Disclaimer: The work described in this post was done by me and my classmate at IIT-Kanpur, Ankit Goyal. Here is a link to the presentation that we gave.
This is a follow up of my earlier post, in which I explored temporal models, that can be applied to things like part-of-speech tagging, gesture recognition, and any sequential or temporal sources of data in general. In this post, I will describe in more detail the implementation of our project that classified RGBD videos according to the activity being performed in them.
Quite a few RGBD datasets are available for human activity detection/classification, and we chose to use the MSR Daily Activity 3D dataset. Since we had limited computational resources (the mathserver of IITK), and a limited time before the submission deadline, we chose to use a subset of the above dataset, and worked with only 6 activities. So, our problem was now reduced to 6-class classification.
In any machine learning problem, your model or learning algorithm is useless without a good set of features. I read a recent paper which had a decent review of the various features used. They were:
- 3D silhouettes - Finding the outline of the human body, and using the shape of this outline as features.
- Skeletal joints or body part tracking - Kinect comes with an algorithm to determine the pose of the body from the depth image alone. Pose here refers to the 3D coordinates of 15 body joints.
- Local Spatio-temporal features - Just like some 2D/3D image feature detector, but with the added dimension of time.
- Local 3D occupancy features - This one seemed the most interesting. What this does is to treat an RGBD video as a function I(x, y, z, t). Now, this a very sparse function, and would be zero at most points in a 4D space. But, whenever a certain activity is performed, certain regions of this 4D space will become filled. Inferring from such data is now a matter sampling it efficiently, and this where all the innovation must lie, if this technique is to work.

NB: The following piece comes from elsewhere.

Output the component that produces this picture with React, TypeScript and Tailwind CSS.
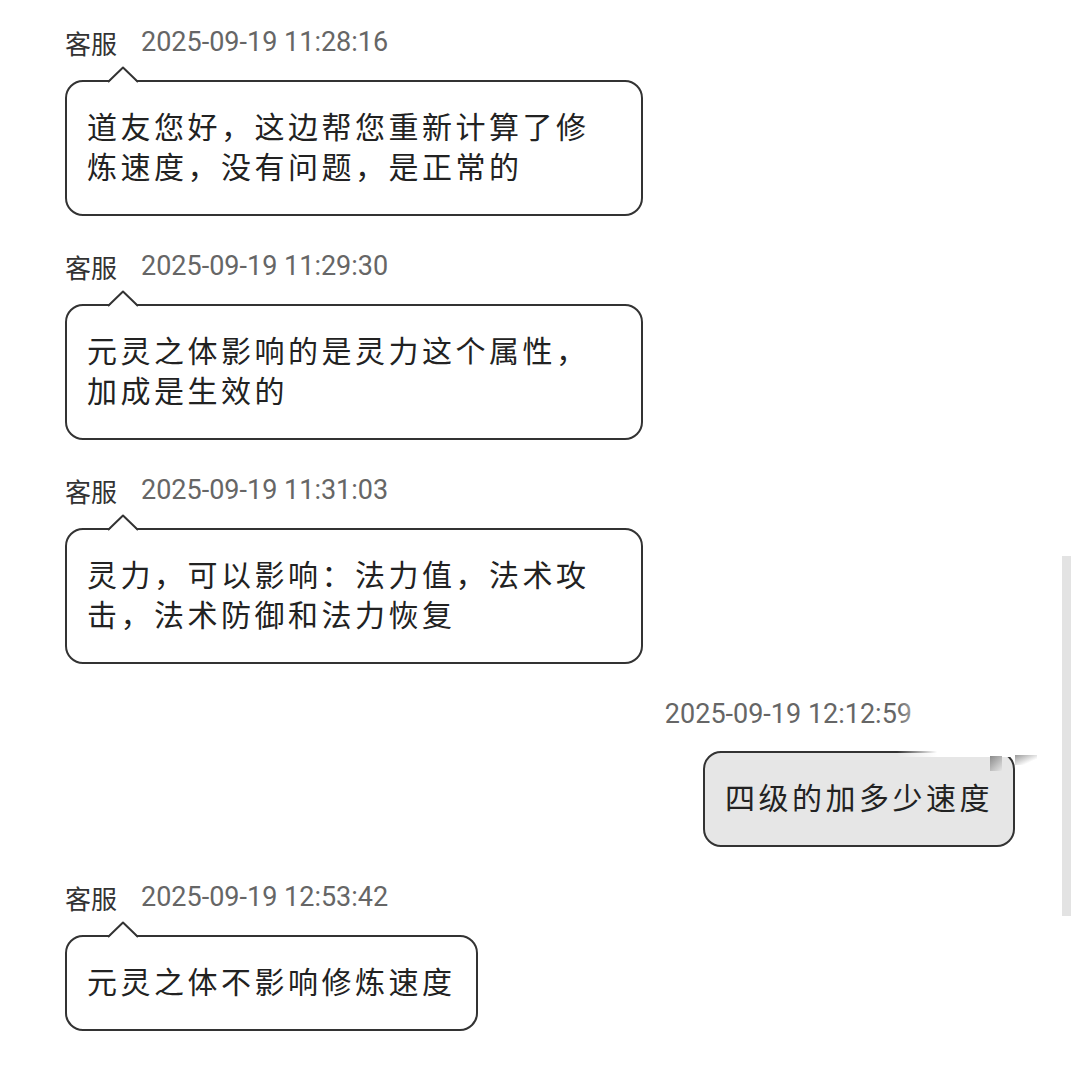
import React from 'react';

const cjk = { fontFamily: '"Noto Sans CJK SC", "Noto Sans", sans-serif' };
const num = { fontFamily: 'Roboto, "Noto Sans", sans-serif' };

interface Msg {
  from: 'staff' | 'me';
  time: string;
  text: string;
}

const messages: Msg[] = [
  { from: 'staff', time: '2025-09-19 11:28:16', text: '道友您好，这边帮您重新计算了修炼速度，没有问题，是正常的' },
  { from: 'staff', time: '2025-09-19 11:29:30', text: '元灵之体影响的是灵力这个属性，加成是生效的' },
  { from: 'staff', time: '2025-09-19 11:31:03', text: '灵力，可以影响：法力值，法术攻击，法术防御和法力恢复' },
  { from: 'me', time: '2025-09-19 12:12:59', text: '四级的加多少速度' },
  { from: 'staff', time: '2025-09-19 12:53:42', text: '元灵之体不影响修炼速度' },
];

const bubble =
  'relative w-fit max-w-[578px] rounded-[18px] border-2 border-[#333] px-[20px] pt-[23px] pb-[29px] text-[30px] leading-[40px] tracking-[3.5px] text-[#222]';

function Tail() {
  return (
    <svg className="absolute left-[40px] top-[-16px]" width="32" height="18" viewBox="0 0 32 18">
      <path d="M1 17 L16 2 L31 17 Z" fill="white" />
      <path d="M1 16 L16 1.5 L31 16" fill="none" stroke="#333" strokeWidth="2" strokeLinejoin="round" />
    </svg>
  );
}

function StaffMessage({ msg }: { msg: Msg }) {
  return (
    <div className="flex flex-col gap-[23px]">
      <div className="flex h-[30px] items-center gap-[24px]">
        <span className="text-[26px] text-[#333]" style={cjk}>
          客服
        </span>
        <span className="text-[27px] text-[#666]" style={num}>
          {msg.time}
        </span>
      </div>
      <div className={`${bubble} bg-white`} style={cjk}>
        <Tail />
        {msg.text}
      </div>
    </div>
  );
}

function MyMessage({ msg }: { msg: Msg }) {
  return (
    <div className="flex flex-col items-end gap-[22px] pr-[65px]">
      <div className="mr-[103px] flex h-[30px] items-center">
        <span className="text-[27px] text-[#666]" style={num}>
          {msg.time}
        </span>
      </div>
      <div className={`${bubble} bg-[#e6e6e6]`} style={cjk}>
        {msg.text}
        {/* folded corner artefact */}
        <div className="absolute right-[-4px] top-[-54px] h-[58px] w-[120px] bg-[linear-gradient(to_right,rgba(255,255,255,0),#fff_40px)]" />
        <div className="absolute right-[11px] top-[3px] h-[15px] w-[12px] bg-[linear-gradient(135deg,#8a8a8a,#e6e6e6)]" />
        <div className="absolute right-[-24px] top-[2px] h-[10px] w-[22px] bg-[linear-gradient(to_bottom_right,#9a9a9a,rgba(255,255,255,0)_70%)]" />
      </div>
    </div>
  );
}

export default function App() {
  return (
    <div className="relative flex min-h-[1072px] w-[1080px] flex-col gap-[35px] overflow-hidden bg-white pt-[27px] pl-[65px]">
      {messages.map((m, i) =>
        m.from === 'staff' ? <StaffMessage key={i} msg={m} /> : <MyMessage key={i} msg={m} />
      )}

      {/* scrollbar */}
      <div className="absolute left-[1062px] top-[556px] h-[360px] w-[9px] bg-[#e3e3e3]" />
    </div>
  );
}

- 3D optical flow - The 3D counter part of the popular optical flow, it is also known as [Scene Flow] in the academic literature. This is one paper that makes use of these features.
The features that we ultimately went ahead were the skeletal joints. The MSR Daily Activity 3D dataset already provides the skeletal joint coordinates to us, so all we had to was to take that data, and do some basic pre-processing on it.
Preprocessing the features.
The dataset provides us with the 3D coordinates of 15 human body joints. These cordinates are in the frame of reference of the Kinect. The first operation that we perform on them is the following: to transform the points from the Kinect reference frame to the frame of the person. By frame of the person, we refer to the joint corresponding to the torso.
Next thing that we do is what we call “body size normalization”. Basically all the body lengths, such as the distance between the elbo and hand, are scaled up or down to a standard body size. This ensures that the variation in bosy sizes is captured at the feature level itself, and our model does not have to worry about it anymore.
Clicke here to get the MATLAB code that does the feature extraction part from skeleton files that were obtained from the MSR dataset.
Now, as I discussed in my previous post, Hidden Conditional Random Fields (HCRFs) was the model that we finally selected. The original authors had released a well documented toolbox, to which we directly fed the features that were computed above.
Five-fold cross-validation without any hyper-parameter tuning yielded a precision of 71%. These results do not seem impressive on first glance, but it must be noted that all our experiments were performed in the “new person” setting i.e. the person in the test set did not appear in the training set, and we did not do any hyper parameter tuning. Our results can be summarised in the ollowing heatmap:
The above figure made one thing clear: that accuracy is being seriously harmed by the algorithm’s inability to correctly distinguish between drinking and talking on phone. The reason for this is relatively simple. The features that we are using are skeletal features, and therefore we do not pay any attention to what objects the human is interacting with. If you look at the skelat stream, talking on the phone, and drinking water seem extrmemly similar! In both the cases, the human raises a hand, and brings it near his head. Thus, in order to make a truly useful activity detection system, it is important to model these interactions explicitly.
If we do get around to improving this model, I will post it here.